Default D3M dataset loader found in this package parses all tabular values as strings and add semantic types, if known, for what could those strings be representing (a float) and its role (an attribute). This allows primitives later in a pipeline to convert them to proper structural types but also allows additional analysis on original values before such conversion is done.

Fetching all metadata for ["0"][1][2] now returns:

{
  "name": "sepalWidth",
  "structural_type": "builtins.str",
  "semantic_types": [
    "http://schema.org/Float",
    "https://metadata.datadrivendiscovery.org/types/Attribute"
  ],
  "description": "Measured personally by Ronald Fisher."
}

API

d3m.metadata.base module provides two classes which serve for storing metadata on values: DataMetadata for data values, and PrimitiveMetadata for primitives. It also exposes a ALL_ELEMENTS constant to be used in selectors.

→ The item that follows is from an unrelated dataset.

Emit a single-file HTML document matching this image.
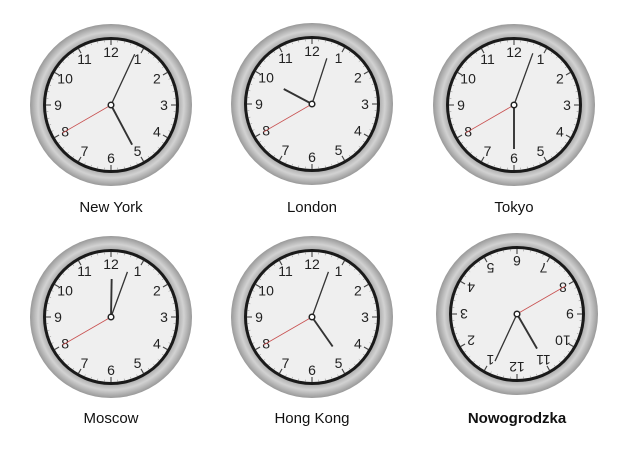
<!DOCTYPE html>
<html><head><meta charset="utf-8"><style>
html,body{margin:0;padding:0;background:#fff;width:626px;height:472px;overflow:hidden}
svg{position:absolute;left:0;top:0}
</style></head><body>
<svg id="s" width="626" height="472" xmlns="http://www.w3.org/2000/svg"></svg>
<script>
const clocks=[
 {cx:111,cy:105,m:25,h:152,hl:45,ml:56,label:"New York",ly:212},
 {cx:312,cy:104,m:18,h:298,hl:32,ml:48,label:"London",ly:212},
 {cx:514,cy:105,m:20,h:180,hl:44,ml:55,label:"Tokyo",ly:212},
 {cx:111,cy:317,m:20,h:1,hl:38,ml:48,label:"Moscow",ly:423},
 {cx:312,cy:317,m:20,h:145,hl:36,ml:48,label:"Hong Kong",ly:423},
 {cx:517,cy:314,m:25,h:330,hl:40,ml:52,label:"Nowogrodzka",ly:423,rot:true,bold:true}
];
let out="<defs><radialGradient id='g' cx='50%' cy='50%' r='50%'><stop offset='0.82' stop-color='#a8a8a8'/><stop offset='0.9' stop-color='#d2d2d2'/><stop offset='1' stop-color='#999'/></radialGradient></defs>";
function p(a,r,c){const t=a*Math.PI/180;return [c.cx+r*Math.sin(t),c.cy-r*Math.cos(t)];}
for(const c of clocks){
 let g="";
 g+=`<circle cx="${c.cx}" cy="${c.cy}" r="81" fill="url(#g)"/>`;
 g+=`<circle cx="${c.cx}" cy="${c.cy}" r="68" fill="#1a1a1a"/>`;
 g+=`<circle cx="${c.cx}" cy="${c.cy}" r="65" fill="#efefef"/>`;
 for(let i=0;i<60;i++){const a=i*6;const [x1,y1]=p(a,65,c);const [x2,y2]=p(a,i%5?63:60,c);
  g+=`<line x1="${x1}" y1="${y1}" x2="${x2}" y2="${y2}" stroke="${i%5?'#888':'#444'}" stroke-width="${i%5?0.5:1.1}"/>`;}
 for(let n=1;n<=12;n++){const [x,y]=p(n*30,53,c);
  g+=`<text x="${x}" y="${y+5}" font-family="Liberation Sans,sans-serif" font-size="14" text-anchor="middle" fill="#222">${n}</text>`;}
 const [hx,hy]=p(c.h,c.hl,c),[mx,my]=p(c.m,c.ml,c),[sx,sy]=p(240,56,c);
 g+=`<line x1="${c.cx}" y1="${c.cy}" x2="${hx}" y2="${hy}" stroke="#333" stroke-width="1.9"/>`;
 g+=`<line x1="${c.cx}" y1="${c.cy}" x2="${mx}" y2="${my}" stroke="#333" stroke-width="1.3"/>`;
 g+=`<line x1="${c.cx}" y1="${c.cy}" x2="${sx}" y2="${sy}" stroke="#c85050" stroke-width="0.8"/>`;
 g+=`<circle cx="${c.cx}" cy="${c.cy}" r="2.8" fill="#fff" stroke="#222" stroke-width="1.5"/>`;
 if(c.rot) g=`<g transform="rotate(180 ${c.cx} ${c.cy})">${g}</g>`;
 out+=g;
 out+=`<text x="${c.cx}" y="${c.ly}" font-family="Liberation Sans,sans-serif" font-size="15" ${c.bold?'font-weight="bold"':''} text-anchor="middle" fill="#111">${c.label}</text>`;
}
document.getElementById("s").innerHTML=out;
</script>
</body></html>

You can see public methods available on classes documented in their code. Some main ones are:

  • __init__(metadata) – constructs a new instance of the metadata class and optionally initializes it with top-level metadata

  • update(selector, metadata) – updates metadata at a given location in data structure identified by a selector

  • query(selector) – retrieves metadata at a given location

  • query_with_exceptions(selector) – retrieves metadata at a given location, but also returns metadata for selectors which have metadata which differs from that of ALL_ELEMENTS

  • remove(selector) – removes metadata at a given location

  • get_elements(selector) – lists element names which exists at a given location

  • to_json() – converts metadata to a JSON representation

  • pretty_print() – pretty-print all metadata

PrimitiveMetadata differs from DataMetadata that it does not accept selector in its methods because there is no structure in primitives.

Standard metadata keys

You can use custom keys for metadata, but the following keys are standardized, so you should use those if you are trying to represent the same metadata: https://metadata.datadrivendiscovery.org/schemas/v0/definitions.json

The same key always have the same meaning and we reuse the same key in different contexts when we need the same meaning. So instead of having both primitive_name and dataset_name we have just name.

Different keys are expected in different contexts:

A more user friendly visualization of schemas listed above is available at https://metadata.datadrivendiscovery.org/.

Contribute: Standardizing metadata schemas are an ongoing process. Feel free to contribute suggestions and merge requests with improvements.

Data metadata

Every value passed around a pipeline has metadata associated with it. Defined container types have an attribute metadata to contain it. API available to manipulate metadata is still evolving because many operations one can do on data are reasonable also on metadata (e.g., slicing and combining data). Currently, every operation on data clears and re-initializes associated metadata.

Note: While part of primitive’s metadata is obtained automatically nothing like that is currently done for data metadata. This means one has to manually populate with dimension and typing information. This will be improved in the future with automatic extraction of this metadata from data.

Semantic Types

All that is standardized through JSON schemas. In addition, we use semantic types and maintain a list of commonly used semantic types in the program.